I would not want to suddenly raise the retirement age. For the last 30 years, we should have been indexing it to a life expectancy. If life expectancy has gone up three or four years over the past four decades, we should have been raising it at the same pace. Our current system simply responds to advances in health and rising life expectancy by shifting the balance of people’s lives toward a longer period of leisure in retirement, and somebody has to pay for all that leisure.
Z.G.: Are you surprised by criticism your first paper got?
R.G.: I think the first paper invited criticism with its unwise choice of “faltering” innovation in its subtitle. It wasn’t clear at all that I’m really making this story about the last 40 years continuing. That paper made it sound like we’re going over a cliff, toward innovation disappearing, and this new paper makes it clear that’s not what I’m focusing on.
Z.G.: We’ve had past periods where we bounced back. The 1980s weren’t great, but the 1990s were. Why not again?
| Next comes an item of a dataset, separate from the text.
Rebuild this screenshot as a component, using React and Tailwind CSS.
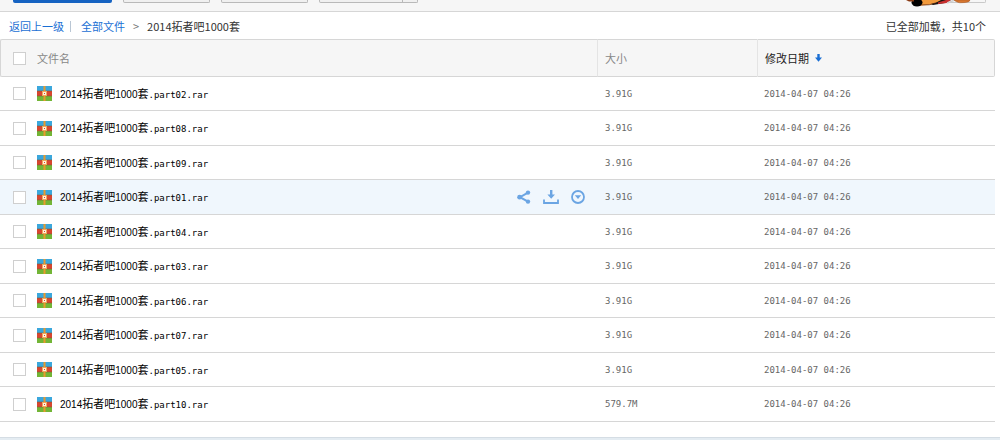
import React, { useState } from 'react';

const files = [
  { part: '02', size: '3.91G' },
  { part: '08', size: '3.91G' },
  { part: '09', size: '3.91G' },
  { part: '01', size: '3.91G' },
  { part: '04', size: '3.91G' },
  { part: '03', size: '3.91G' },
  { part: '06', size: '3.91G' },
  { part: '07', size: '3.91G' },
  { part: '05', size: '3.91G' },
  { part: '10', size: '579.7M' },
];

const checkboxClass =
  'w-[13px] h-[13px] shrink-0 appearance-none border border-[#cfcfcf] bg-white checked:bg-[#1a6fd4]';

const monoClass = "font-['DejaVu_Sans_Mono',monospace] text-[9px]";
const digitClass = "font-['Liberation_Sans',sans-serif] text-[10px]";

const RarIcon = () => (
  <svg className="w-[15px] h-[15px] shrink-0" viewBox="0 0 15 15" aria-hidden="true">
    <rect width="15" height="5" fill="#3ba7dc" />
    <rect y="5" width="15" height="5" fill="#d8452f" />
    <rect y="10" width="15" height="5" fill="#72b536" />
    <path d="M0 5h15M0 10h15" stroke="#7d5a35" strokeWidth="0.6" />
    <rect x="6.5" width="2" height="15" fill="#e79a2c" />
    <rect x="5" y="5" width="5" height="5" fill="#f0a85c" />
    <rect x="6" y="6" width="3" height="3" fill="#fff3dc" />
    <rect x="7" y="7" width="1" height="1" fill="#d8452f" />
  </svg>
);

const ShareIcon = () => (
  <svg width="14" height="14" viewBox="0 0 14 14" fill="#6ba5e3" aria-hidden="true">
    <path d="M11 2.6L3 7.2l8 4.400" fill="none" stroke="#6ba5e3" strokeWidth="2" />
    <circle cx="11" cy="2.6" r="2.2" />
    <circle cx="2.6" cy="7.2" r="2.4" />
    <circle cx="11" cy="11.6" r="2.2" />
  </svg>
);

const DownloadIcon = () => (
  <svg width="16" height="14" viewBox="0 0 16 14" aria-hidden="true">
    <path d="M7 0h2.4v4.5H12L8.2 8.8 4.4 4.5H7z" fill="#6ba5e3" />
    <path d="M1 9.5V13h14V9.5" fill="none" stroke="#6ba5e3" strokeWidth="1.8" />
  </svg>
);

const MoreIcon = () => (
  <svg width="14" height="14" viewBox="0 0 14 14" aria-hidden="true">
    <circle cx="7" cy="7" r="6" fill="none" stroke="#6ba5e3" strokeWidth="1.8" />
    <path d="M3.8 5.3h6.4L7 9z" fill="#6ba5e3" />
  </svg>
);

const Mascot = () => (
  <svg
    className="absolute top-0 right-[27px]"
    width="70"
    height="8"
    viewBox="0 0 70 8"
    aria-hidden="true"
  >
    <path d="M12 0h32l-6 3-14 2-10 1z" fill="#f29a3c" />
    <path d="M17 5q9 1 19-3" fill="none" stroke="#6b2f10" strokeWidth="0.8" />
    <path d="M28 4Q34 3 38 0h10l-6 3-12 2z" fill="#1d1512" />
    <path d="M35 2.500l8-2.500h5l-4 3-9 1z" fill="#c92f2f" />
    <path d="M44 3l8-3" stroke="#cfcfcf" strokeWidth="1.500" />
    <path d="M51 0h16q0 2-5 2.500-6 1-9-1z" fill="#d9772f" stroke="#a3531f" strokeWidth="0.5" />
    <ellipse cx="14" cy="2.500" rx="5.500" ry="4" fill="#000" />
    <path d="M3 0h8v1.500H6z" fill="#8a3b14" />
  </svg>
);

const Toolbar = () => (
  <header className="relative flex items-start justify-between h-3 pl-[13px] pr-[14px] bg-[#f6f6f6] border-b border-[#d6d6d6]">
    <div className="flex gap-[11px]">
      <button aria-label="上传" className="w-[99px] h-[3px] rounded-b-xs bg-[#1663c2]" />
      <button aria-label="新建文件夹" className="w-[87px] h-[3px] rounded-b-xs border border-t-0 border-[#b9b9b9] bg-[#f0f0f0]" />
      <button aria-label="离线下载" className="w-[87px] h-[3px] rounded-b-xs border border-t-0 border-[#b9b9b9] bg-[#f0f0f0]" />
      <div className="flex">
        <button aria-label="我的设备" className="w-[84px] h-[3px] rounded-bl-xs border border-t-0 border-[#b9b9b9] bg-[#f0f0f0]" />
        <button aria-label="更多设备" className="w-[15px] h-[3px] rounded-br-xs border border-t-0 border-l-0 border-[#b9b9b9] bg-[#f0f0f0]" />
      </div>
    </div>
    <button aria-label="切换视图" className="w-[50px] h-[3px] rounded-b-xs border border-t-0 border-[#c9c9c9] bg-[#f6f6f6]" />
    <Mascot />
  </header>
);

const Breadcrumb = () => (
  <div className="flex items-center justify-between h-[27px] pl-[9px] pr-[14px] pt-px">
    <nav className="flex items-center">
      <a href="#back" className="text-[#1a6fd4]">返回上一级</a>
      <span className="w-px h-[11px] ml-[6px] mr-[10px] bg-[#b9c6d4]" />
      <a href="#all" className="text-[#1a6fd4]">全部文件</a>
      <span className="mx-2 text-[#777]">&gt;</span>
      <span className="text-[#333]">2014拓者吧1000套</span>
    </nav>
    <span className="text-[#333]">已全部加载，共10个</span>
  </div>
);

const FileRow = ({ file, active, onHover }) => (
  <tr
    onMouseEnter={onHover}
    className={`odd:h-[34px] even:h-[35px] ${active ? 'bg-[#f0f7fd]' : 'bg-white'}`}
  >
    <td className="border-b border-[#d6d6d6] pl-[13px] pr-3">
      <div className="flex items-center">
        <input
          type="checkbox"
          aria-label={`2014拓者吧1000套.part${file.part}.rar`}
          className={checkboxClass}
        />
        <span className="ml-[11px] mr-2">
          <RarIcon />
        </span>
        <span className="grow leading-4 text-black whitespace-nowrap">
          <span className={digitClass}>2014</span>拓者吧
          <span className={digitClass}>1000</span>套
          <span className={monoClass}>.part{file.part}.rar</span>
        </span>
        {active && (
          <span className="flex items-center gap-3">
            <button aria-label="分享"><ShareIcon /></button>
            <button aria-label="下载"><DownloadIcon /></button>
            <button aria-label="更多"><MoreIcon /></button>
          </span>
        )}
      </div>
    </td>
    <td className={`border-b border-[#d6d6d6] pl-2 text-[#666] ${monoClass}`}>{file.size}</td>
    <td className={`border-b border-[#d6d6d6] pl-[7px] text-[#666] ${monoClass}`}>2014-04-07 04:26</td>
  </tr>
);

const FileTable = () => {
  const [activePart, setActivePart] = useState('01');

  return (
    <div className="pr-[5px]">
      <table className="w-full table-fixed border-separate border-spacing-0">
        <thead>
          <tr className="h-[38px] text-left text-[#888]">
            <th className="border border-r-0 border-[#d6d6d6] rounded-l-xs bg-[#f6f6f6] pl-3 font-normal">
              <div className="flex items-center">
                <input type="checkbox" aria-label="全选" className={checkboxClass} />
                <span className="ml-[11px]">文件名</span>
              </div>
            </th>
            <th className="w-40 border-y border-l border-y-[#d6d6d6] border-l-[#e4e4e4] bg-[#f6f6f6] pl-[7px] font-normal">
              大小
            </th>
            <th className="w-[238px] border border-[#d6d6d6] border-l-[#e4e4e4] rounded-r-xs bg-[#f6f6f6] pl-[7px] font-normal text-[#222]">
              <button className="flex items-center gap-[6px]">
                修改日期
                <svg width="7" height="8" viewBox="0 0 7 8" aria-hidden="true">
                  <path d="M2.300 0h2.400v3.500H7L3.500 7.800 0 3.500h2.300z" fill="#1a6fd4" />
                </svg>
              </button>
            </th>
          </tr>
        </thead>
        <tbody>
          {files.map((file) => (
            <FileRow
              key={file.part}
              file={file}
              active={file.part === activePart}
              onHover={() => setActivePart(file.part)}
            />
          ))}
        </tbody>
      </table>
    </div>
  );
};

const App = () => (
  <div className="min-h-screen flex flex-col bg-white font-['Noto_Sans_CJK_SC',sans-serif] text-[11px] leading-4">
    <Toolbar />
    <main className="grow">
      <Breadcrumb />
      <FileTable />
    </main>
    <footer className="h-[3px] bg-[#e4ecf2] border-t border-[#d5dde4]" />
  </div>
);

export default App;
R.G.: The period of the 1990s was so unique compared to the last 40 years. My view is that the invention of the Web, e-commerce and the Internet was a big thing just like any one of my favorite inventions from the late 19th century. But in the late 19th century, we had five or six dimensions, and in the late 1990s we had one invention or, at the most, two: e-commerce and communications.
Z.G.: What could lead you to brighten your outlook about the future? Are there things we could do as a society to improve our chances?
R.G.: Policy recommendations are explicitly prohibited from NBER working papers. But when I give a speech, I can have my list of policy improvements.
For demographics, index the retirement age and drastically raise legal immigration. Get rid of the problem of illegal immigration by just letting more people into the country. I like to talk about the late 19th century as a model when there were no passports at all. That’s demographics.
On education, I think the first thing you can do is to change the financing of higher education -- and to do so with a nationwide value-added tax.
I don’t list the medical care problem as one of my headwinds, but going to the single-payer model would directly raise productivity in the U.S. David Cutler at Harvard has estimated that if we had the same medical care to GDP ratio as Canada, we’d have another trillion dollars a year. That’s a lot of money.
On inequality, I think it’s very intractable. But as long as it’s there, at least go back to the capital gains and dividend tax rates that we had in the early Clinton years.
And on the government debt, slow Social Security spending by raising the cap of taxable wages and raising the retirement age, and cure the Medicare problem by switching to a more efficient health-care system.
That’s not on the table realistically. But if you ask what are the things we can do to turn this around, they may not be politically realistic, but it helps put things in perspective. As a society, we’ve made these choices, but they have side effects.
Z.G.: If you had to argue against your own points, what would you say?
R.G.: Some of these numbers are guesses, and some of the numbers are rough approximations based on the past and they don’t have to continue. Maybe we reached the limits to the shift toward higher management power and giving CEOs such high pay and beating up on workers. Maybe that’s going to turn around.
And on the debt, maybe there’s no reason not to let the debt rise forever.